The quartet is in one continuous movement, divided into four sections: slow-fast-slow-fast. Although there are several different themes in the work, most of these are connected in some way with the opening melody on piano, which is then shared among the ensemble in canon.

This melody is based on the pelog scale (in this piece: A - B flat - C - D# - E - F - G) from Indonesian gamelan music, and was inspired by the composer's experience with the Puspawarna gamelan ensemble in Dunedin in 2009. It contrasts with a more harmonic theme at letter A.

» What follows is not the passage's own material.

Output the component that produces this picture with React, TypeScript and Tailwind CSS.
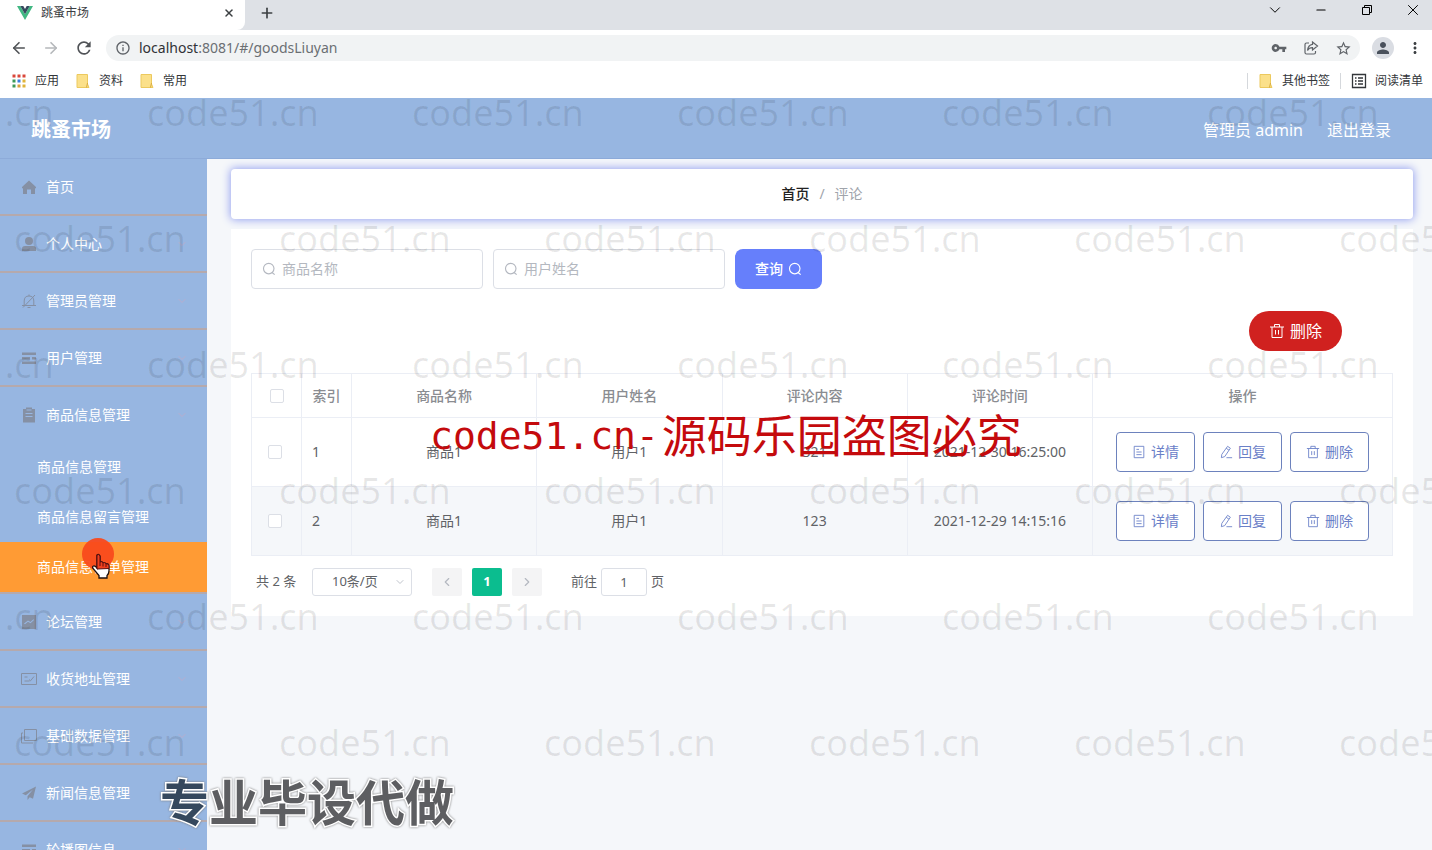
import type { ReactNode } from 'react';
import {
	ArrowLeft,
	ArrowRight,
	ChevronDown,
	ChevronLeft,
	ChevronRight,
	Minus,
	Plus,
	X,
} from 'lucide-react';
import {
	MdInfoOutline,
	MdMoreVert,
	MdPerson,
	MdRefresh,
	MdStarBorder,
	MdVpnKey,
} from 'react-icons/md';

type IconProps = { className?: string };

function Line({
	className = 'size-4',
	children,
}: {
	className?: string;
	children: ReactNode;
}) {
	return (
		<svg
			viewBox="0 0 16 16"
			className={className}
			fill="none"
			stroke="currentColor"
			strokeWidth="1"
			aria-hidden="true"
		>
			{children}
		</svg>
	);
}

function Solid({ children }: { children: ReactNode }) {
	return (
		<svg viewBox="0 0 16 16" className="size-4" fill="currentColor" aria-hidden="true">
			{children}
		</svg>
	);
}

function SearchIcon({ className }: IconProps) {
	return (
		<Line className={className}>
			<g strokeWidth="1.3">
				<circle cx="7.7" cy="7.5" r="6" />
				<path d="M11.5 12l3 2.5" />
			</g>
		</Line>
	);
}

function TrashIcon({ className }: IconProps) {
	return (
		<Line className={className}>
			<path d="M1 4h14M5.5 4V1.5h5V4M3 4v10.5h10V4M6.5 7v4.5M9.5 7v4.5" />
		</Line>
	);
}

function TicketIcon({ className }: IconProps) {
	return (
		<Line className={className}>
			<path d="M2.5 1.5h11v13h-11zM5 5h3M5 8h6M5 11h6" />
		</Line>
	);
}

function PenIcon({ className }: IconProps) {
	return (
		<Line className={className}>
			<path d="M9.8 1.5l3.2 2.2-6.5 9.6-3.8 1.2.5-3.8zM8.3 3.8l3.1 2.1M8.5 14.5H15" />
		</Line>
	);
}

function VueLogo() {
	return (
		<svg viewBox="0 0 16 14" className="h-[14px] w-4" aria-hidden="true">
			<path d="M0 0h3.3L8 8.2 12.7 0H16L8 14z" fill="#41b883" />
			<path d="M3.3 0h3L8 3l1.7-3h3L8 8.2z" fill="#35495e" />
		</svg>
	);
}

function FolderIcon() {
	return (
		<svg viewBox="0 0 14 16" className="h-4 w-[14px]" aria-hidden="true">
			<path d="M1 1.5h10.5V11l1.5 3.5H1z" fill="#fbe08a" stroke="#ecc95e" />
			<path d="M11.5 10l-1 4.5" stroke="#d9ab3d" />
		</svg>
	);
}

const appDots = [
	'#d9473a', '#d9473a', '#d9473a',
	'#3e9a58', '#3b7de0', '#e0b43a',
	'#3e9a58', '#d9a13a', '#e0b43a',
];

function AppsIcon() {
	return (
		<svg viewBox="0 0 14 14" className="size-[14px]" aria-hidden="true">
			{appDots.map((fill, i) => (
				<rect
					key={i}
					x={(i % 3) * 5 + 0.5}
					y={Math.floor(i / 3) * 5 + 0.5}
					width="3"
					height="3"
					fill={fill}
				/>
			))}
		</svg>
	);
}

function BrowserChrome() {
	return (
		<div className="shrink-0 bg-white text-[#3c4043]">
			<div className="flex h-[30px] bg-[#dee1e6]">
				<div className="flex h-full w-[245px] items-center rounded-br-lg bg-white pr-2 pb-1 pl-[17px]">
					<VueLogo />
					<span className="ml-2 flex-1 text-xs">跳蚤市场</span>
					<button aria-label="关闭标签页" className="flex size-4 items-center justify-center">
						<X className="size-3" strokeWidth={3} />
					</button>
				</div>
				<button aria-label="新标签页" className="flex w-11 items-center justify-center pb-1">
					<Plus className="size-4" strokeWidth={2.5} />
				</button>
				<div className="ml-auto flex h-5 -mr-1 text-black">
					<button aria-label="搜索标签页" className="flex w-[46px] items-center justify-center">
						<ChevronDown className="size-[18px]" strokeWidth={1.3} />
					</button>
					<button aria-label="最小化" className="flex w-[46px] items-center justify-center">
						<Minus className="size-[14px]" strokeWidth={2} />
					</button>
					<button aria-label="还原" className="flex w-[46px] items-center justify-center">
						<Line className="size-4">
							<path d="M3.5 5.5h7v7h-7zM5.5 5.500v-2h7v7h-2" />
						</Line>
					</button>
					<button aria-label="关闭" className="flex w-[46px] items-center justify-center">
						<X className="size-[18px]" strokeWidth={1.3} />
					</button>
				</div>
			</div>

			<div className="flex h-9 items-center pr-2 pl-[10px]">
				<div className="flex gap-[14px] text-[#505357]">
					<button aria-label="后退">
						<ArrowLeft className="size-[18px]" strokeWidth={2.2} />
					</button>
					<button aria-label="前进" className="text-[#b5b8bb]">
						<ArrowRight className="size-[18px]" strokeWidth={2.2} />
					</button>
					<button aria-label="刷新">
						<MdRefresh className="size-5" />
					</button>
				</div>
				<div className="ml-3 flex h-[26px] flex-1 items-center gap-2 rounded-full bg-[#f1f3f4] pr-2 pl-[9px] text-[#5f6368]">
					<MdInfoOutline className="size-4" />
					<span className="flex-1 text-sm text-[#6b6f73]">
						<span className="text-[#303236]">localhost</span>:8081/#/goodsLiuyan
					</span>
					<div className="flex gap-4">
						<button aria-label="密码">
							<MdVpnKey className="size-4" />
						</button>
						<button aria-label="分享">
							<Line className="size-4">
								<path
									d="M6 3H3.500Q2 3 2 4.500V12.500Q2 14 3.500 14H11Q12.500 14 12.500 12.500V11M9.500 2l5 4-5 4V7.700Q6 7.700 4.500 10.500 5 5 9.500 4.400z"
									strokeWidth="1.2"
								/>
							</Line>
						</button>
						<button aria-label="收藏">
							<MdStarBorder className="size-[17px]" />
						</button>
					</div>
				</div>
				<button
					aria-label="个人资料"
					className="ml-3 flex size-[22px] items-center justify-center rounded-full bg-[#dadde3] text-[#4a515c]"
				>
					<MdPerson className="size-[18px]" />
				</button>
				<button aria-label="更多" className="ml-3">
					<MdMoreVert className="size-[18px]" />
				</button>
			</div>

			<div className="flex h-8 items-center pr-[9px] pb-[3px] pl-3 text-xs text-[#33363a]">
				<a href="#apps" className="flex items-center gap-[9px]">
					<AppsIcon />
					应用
				</a>
				<a href="#docs" className="ml-[17px] flex items-center gap-[9px]">
					<FolderIcon />
					资料
				</a>
				<a href="#common" className="ml-[17px] flex items-center gap-[9px]">
					<FolderIcon />
					常用
				</a>
				<a
					href="#others"
					className="ml-auto flex h-4 items-center gap-[9px] border-l border-[#d5d8dc] pl-[11px]"
				>
					<FolderIcon />
					其他书签
				</a>
				<a
					href="#reading"
					className="ml-[10px] flex h-4 items-center gap-2 border-l border-[#d5d8dc] pl-[10px]"
				>
					<Line className="size-4">
						<path d="M1.500 1.500h13v13h-13zM4 5h1.500M7 5h5M4 8h1.500M7 8h5M4 11h1.500M7 11h5" strokeWidth="1.3" />
					</Line>
					阅读清单
				</a>
			</div>
		</div>
	);
}

type MenuItem = { label: string; icon: ReactNode; children?: string[]; leaf?: boolean };

const menu: MenuItem[] = [
	{
		label: '首页',
		leaf: true,
		icon: (
			<Solid>
				<path d="M8 1.500L15 8v1.200h-1V15H10v-4.500H6V15H2V9.200H1V8z" />
			</Solid>
		),
	},
	{
		label: '个人中心',
		icon: (
			<Solid>
				<circle cx="8" cy="5" r="4" />
				<path d="M1 15v-2.200Q1 10 4 10h8q3 0 3 2.800V15z" />
			</Solid>
		),
	},
	{
		label: '管理员管理',
		icon: (
			<Line>
				<path d="M3.200 12.500V8Q3.200 3 8 3t4.800 5v4.500M1 12.500h14M6.500 14.500h3M8 3V1.500M2 14.500L14 2" />
			</Line>
		),
	},
	{
		label: '用户管理',
		icon: (
			<Solid>
				<path d="M1 2.500h14V5H1zM1 7h8v2.500H1zM11 7h4v2.500h-4zM1 11.500h14V14H1z" />
			</Solid>
		),
	},
	{
		label: '商品信息管理',
		icon: (
			<Solid>
				<path
					fillRule="evenodd"
					d="M2 2h3V.500h6V2h3v13.500H2zM4.500 6v1h7V6zM4.500 9v1h7V9zM5.500 2.500h5v1h-5z"
				/>
			</Solid>
		),
		children: ['商品信息管理', '商品信息留言管理', '商品信息订单管理'],
	},
	{
		label: '论坛管理',
		icon: (
			<Solid>
				<path fillRule="evenodd" d="M1 1h14v14H1zM3 9.500l1 .800 3-2.500 2.500 1.500L13 6l-.600-.800-3 2.700L7 6.500z" />
			</Solid>
		),
	},
	{
		label: '收货地址管理',
		icon: (
			<Line>
				<path d="M.500 2.500h15v11H.500zM3.500 6h3M3.500 10h5M8 8.500l1.500 1.300L13 5.500" />
			</Line>
		),
	},
	{
		label: '基础数据管理',
		icon: (
			<Line>
				<path d="M3.500 1.500h12v11h-12zM.500 5v10h11.500M.500 5h1.500" />
			</Line>
		),
	},
	{
		label: '新闻信息管理',
		icon: (
			<Solid>
				<path d="M15 1.500L1 8.500l3.800 1.800L12 4.500l-5.500 6.800V15l2.200-2.700 3.300 1.500z" />
			</Solid>
		),
	},
	{
		label: '轮播图信息',
		icon: (
			<Solid>
				<path d="M1 2.500h14V5H1zM1 7h8v2.500H1zM11 7h4v2.500h-4zM1 11.500h14V14H1z" />
			</Solid>
		),
	},
];

function Sidebar() {
	return (
		<nav className="w-[207px] shrink-0 overflow-hidden bg-[#97b6e1] text-sm text-white">
			{menu.map((item) => (
				<div key={item.label} className="border-b-2 border-[#b5a9ac]">
					<a href="#menu" className="flex h-[55px] items-center pr-[19px] pl-[21px]">
						<span className="text-[#8590a4]">{item.icon}</span>
						<span className="ml-[9px] flex-1">{item.label}</span>
						{!item.leaf && <ChevronDown className="size-3 text-[#c3a9c6]" strokeWidth={1.5} />}
					</a>
					{item.children?.map((child, i) => (
						<a
							key={child}
							href="#goods"
							className={
								i === 2
									? 'flex h-[50px] items-center bg-[#ff9b34] pl-[37px]'
									: 'flex h-[50px] items-center pl-[37px]'
							}
						>
							{child}
						</a>
					))}
				</div>
			))}
		</nav>
	);
}

function SearchField({ label }: { label: string }) {
	return (
		<label className="flex h-10 w-[232px] items-center gap-[6px] rounded border border-[#dcdfe6] pl-[10px] text-[#b4b8c0]">
			<SearchIcon className="size-[14px] shrink-0" />
			<input
				aria-label={label}
				placeholder={label}
				className="w-full text-sm outline-none placeholder:text-[#b4b8c0]"
			/>
		</label>
	);
}

function CheckBox({ label }: { label: string }) {
	return (
		<input
			type="checkbox"
			aria-label={label}
			className="block size-[14px] appearance-none rounded-xs border border-[#dcdfe6] bg-white"
		/>
	);
}

const rows = [
	{ id: 1, goods: '商品1', user: '用户1', content: '321', time: '2021-12-30 16:25:00' },
	{ id: 2, goods: '商品1', user: '用户1', content: '123', time: '2021-12-29 14:15:16' },
];

const actions = [
	{ label: '详情', icon: <TicketIcon className="size-[14px]" /> },
	{ label: '回复', icon: <PenIcon className="size-[14px]" /> },
	{ label: '删除', icon: <TrashIcon className="size-[14px]" /> },
];

function CommentTable() {
	return (
		<table className="mt-[22px] w-full table-fixed border-collapse text-center text-sm text-[#606266] [&_td]:border [&_td]:border-[#ebeef5] [&_th]:border [&_th]:border-[#ebeef5]">
			<colgroup>
				<col className="w-[50px]" />
				<col className="w-[50px]" />
				<col />
				<col />
				<col />
				<col />
				<col className="w-[300px]" />
			</colgroup>
			<thead>
				<tr className="h-11 text-[#8a8c91]">
					<th className="pl-[18px]">
						<CheckBox label="全选" />
					</th>
					<th className="font-medium">索引</th>
					<th className="font-medium">商品名称</th>
					<th className="font-medium">用户姓名</th>
					<th className="font-medium">评论内容</th>
					<th className="font-medium">评论时间</th>
					<th className="font-medium">操作</th>
				</tr>
			</thead>
			<tbody>
				{rows.map((row) => (
					<tr key={row.id} className="h-[69px] even:bg-[#f5f7fa]">
						<td className="pl-4">
							<CheckBox label={`选择第${row.id}行`} />
						</td>
						<td className="pl-[10px] text-left">{row.id}</td>
						<td>{row.goods}</td>
						<td>{row.user}</td>
						<td>{row.content}</td>
						<td>{row.time}</td>
						<td>
							<div className="flex justify-center gap-2">
								{actions.map((action) => (
									<button
										key={action.label}
										className="flex h-10 w-[79px] items-center justify-center gap-[5px] rounded border border-[#6d82bd] bg-white text-[#6a80c8]"
									>
										{action.icon}
										{action.label}
									</button>
								))}
							</div>
						</td>
					</tr>
				))}
			</tbody>
		</table>
	);
}

function Pagination() {
	return (
		<div className="mt-3 flex h-7 items-center pl-[5px] text-[13px] text-[#606266]">
			<span className="w-14">共 2 条</span>
			<div className="relative">
				<select
					aria-label="每页条数"
					className="block h-7 w-[100px] appearance-none rounded-[3px] border border-[#dcdfe6] bg-white pl-[19px] outline-none"
				>
					<option>10条/页</option>
				</select>
				<ChevronDown
					className="pointer-events-none absolute top-2 right-[6px] size-3 text-[#c0c4cc]"
					strokeWidth={2}
				/>
			</div>
			<div className="ml-5 flex gap-[10px]">
				<button
					aria-label="上一页"
					className="flex h-7 w-[30px] items-center justify-center rounded-xs bg-[#f4f4f5] text-[#b4b8c0]"
				>
					<ChevronLeft className="size-[14px]" />
				</button>
				<button className="h-7 w-[30px] rounded-xs bg-[#0bbd8f] font-bold text-white">1</button>
				<button
					aria-label="下一页"
					className="flex h-7 w-[30px] items-center justify-center rounded-xs bg-[#f4f4f5] text-[#b4b8c0]"
				>
					<ChevronRight className="size-[14px]" />
				</button>
			</div>
			<label className="ml-[29px] flex items-center gap-1">
				前往
				<input
					defaultValue="1"
					className="h-7 w-[46px] rounded-[3px] border border-[#dcdfe6] text-center outline-none"
				/>
				页
			</label>
		</div>
	);
}

function Watermarks() {
	return (
		<div
			aria-hidden="true"
			className="pointer-events-none absolute inset-0 overflow-hidden text-4xl leading-[126px] text-black/9"
		>
			<div className="-mt-12">
				{[0, 1, 2, 3, 4, 5].map((row) => (
					<div
						key={row}
						className={row % 2 ? 'ml-[14px] flex h-[126px]' : '-ml-[118px] flex h-[126px]'}
					>
						{[0, 1, 2, 3, 4, 5].map((col) => (
							<span key={col} className="w-[265px] shrink-0">
								code51.cn
							</span>
						))}
					</div>
				))}
			</div>
		</div>
	);
}

function HandPointer() {
	return (
		<div aria-hidden="true" className="pointer-events-none absolute top-[440px] left-[82px]">
			<div className="size-8 rounded-full bg-[#f94a1c]/95" />
			<svg viewBox="0 0 20 26" className="absolute top-[15px] left-[9px] h-[26px] w-5">
				<path
					d="M6 2Q8 .500 9 3v6q2-1 3 .800 2-.800 3 1 2.500-.500 3 2v5q0 3-2 4.700V25H8v-2.500L2 15.500q-1-2 .500-2.500Q4 12.500 6 15z"
					fill="#fff"
					stroke="#1c1010"
					strokeWidth="1.300"
				/>
				<path d="M6 2Q8 .500 9 3v6q2-1 3 .800 2-.800 3 1 2.500-.500 3 2v2.700L6 16z" fill="#f0401f" stroke="#5c0d0d" />
				<path d="M9 9v4M12 10v3.500M15 11v3" stroke="#5c0d0d" />
			</svg>
		</div>
	);
}

export default function App() {
	return (
		<div className="flex h-screen flex-col overflow-hidden bg-[#f5f7fa] font-['Noto_Sans','Noto_Sans_CJK_SC',sans-serif]">
			<BrowserChrome />
			<div className="relative flex min-h-0 flex-1 flex-col overflow-hidden">
				<header className="flex h-[61px] shrink-0 items-center border-b border-[#8dabd9] bg-[#97b6e1] pt-1 pr-[41px] pl-[31px] text-white">
					<h1 className="flex-1 text-xl font-bold">跳蚤市场</h1>
					<span>管理员 admin</span>
					<a href="#logout" className="ml-6">
						退出登录
					</a>
				</header>
				<div className="flex min-h-0 flex-1">
					<Sidebar />
					<main className="min-w-0 flex-1 pt-[10px] pr-[19px] pl-6">
						<div className="flex h-[50px] items-center justify-center gap-[10px] rounded bg-white text-sm text-[#a0a4ab] shadow-[0_0_8px_1px_#98a4f0]">
							<a href="#home" className="font-medium text-[#222]">
								首页
							</a>
							<span>/</span>
							<span>评论</span>
						</div>
						<section className="mt-[10px] bg-white p-5">
							<div className="flex gap-[10px]">
								<SearchField label="商品名称" />
								<SearchField label="用户姓名" />
								<button className="flex h-10 w-[87px] items-center justify-center gap-[5px] rounded-lg bg-[#667ffb] text-sm font-medium text-white">
									查询
									<SearchIcon className="size-[14px]" />
								</button>
							</div>
							<div className="mt-[22px] mr-[51px] flex justify-end">
								<button className="flex h-10 w-[93px] items-center justify-center gap-[5px] rounded-[20px] bg-[#d0211f] text-white">
									<TrashIcon className="size-4" />
									删除
								</button>
							</div>
							<CommentTable />
							<Pagination />
						</section>
					</main>
				</div>

				<Watermarks />
				<p className="pointer-events-none absolute top-[304px] left-[430px] flex h-[68px] items-center whitespace-nowrap text-[45px] text-[#c40a0d]">
					<span className="font-['DejaVu_Sans_Mono',monospace] text-[38px]">code51.cn-</span>
					<span className="ml-[3px]">源码乐园盗图必究</span>
				</p>
				<p className="pointer-events-none absolute bottom-3 left-40 text-[49px] leading-[72px] font-bold whitespace-nowrap text-[#5d5e61] [paint-order:stroke] [-webkit-text-stroke:3px_#fff] drop-shadow-[0_0_1px_#777]">
					<span className="text-[#35485d]">专</span>业毕设代做
				</p>
				<HandPointer />
			</div>
		</div>
	);
}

These two themes also appear in the fast section that follows (bar 52) but varied and in a completely different context. Another theme at letter G provides a brighter tonality, is more restful harmonically.

There is an echo of Lilburn's music in this theme, which eventually gives way to a waltz section (letter I). Here, ideas are developed before the main themes reappear in reverse order. The section is left unresolved, leading into a quiet lyrical trio for the strings, undermined by ominous piano interruptions (letter R). This slow section also features a pentatonic theme (bar 283) that grows into layers as the strings join in one by one.

The meditative atmosphere disappears as the piano has a quasi- improvised solo, leading into the final fast section. Rollicking in mood, it features jig-like rhythms and a bright, mixolydian melody, shared by the strings.

Two brief episodes provide some contrast before a slow buildup to the climax of the piece.